Plus à l'est les couches de la partie basse de la succession (Terres Noires à Lias) affleurent en donnant un fouillis de collines sans organisation apparente. Leur structure est en fait régie par un système de plis couchés multiples (mais de faible flèche) qui se combinent également avec le jeu de failles plates de chevauchement. Ces dernières prolongent en fait celles de la barre tithonique et provoquent des intrications entre Terres Noires et Dogger calcaire (Bajocien).

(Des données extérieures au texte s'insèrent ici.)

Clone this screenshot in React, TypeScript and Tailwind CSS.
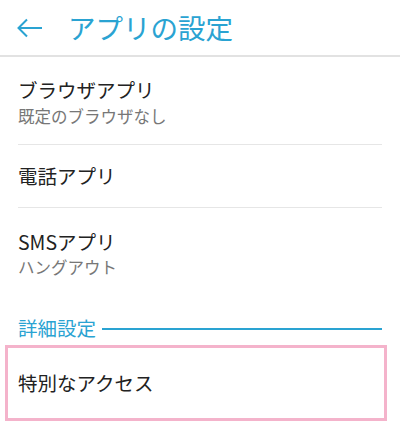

Ces cassures trouvent leur prolongement exact sur la rive opposée de l'Arve dans les pentes occidentales du massif de Platé, où ces structures sont plus faciles à voir et à analyser.



Schéma perspectif très simplifié des Aravis septentrionales
montrant, très schématiquement, leurs rapports avec les secteurs voisins. figure agrandissable
Les hauteurs sont un peu exagérées, pour mieux schématiser les contrastes de pente entre les différents secteurs, et les terrains des nappes d'origine interne ne sont pas représentés.
Noter particulièrement le système des failles plates (peu inclinées par rapport aux couches) qui affectent tous les termes de la série stratigraphique entre l'accident médian de Belledonne et le synclinal de Serraval (on ignore dans quelle mesure ce système se poursuit, dans la profondeur de la succession des couches, sous ce synclinal). Il est très évident qu'aucun des chevauchements de ce secteur ne peut être en rapport avec un supposé "chevauchement de Belledonne" qui serait censé passer à l'aplomb ouest de Megève (pour ceux qui veulent y croire).


Le style tectonique de ce secteur, qui consiste en bandes plissées alternant avec des surfaces de chevauchement plates, est également celui qui régit largement, plus à l'est et plus bas dans la succession stratigraphique, la structure du Mont-Joly. C'est lui aussi que l'on retrouve, à des variantes près, dans le massif de Sixt.
Cette déformation par cisaillement de la pile de couches est certainement à mettre en liaison avec le déplacement vers l'ouest de la nappe de Morcles (dont le massif des Aravis constitue clairement le prolongement méridional), tangentiellement par rapport à la surface du socle cristallin du massif des Aiguilles Rouges.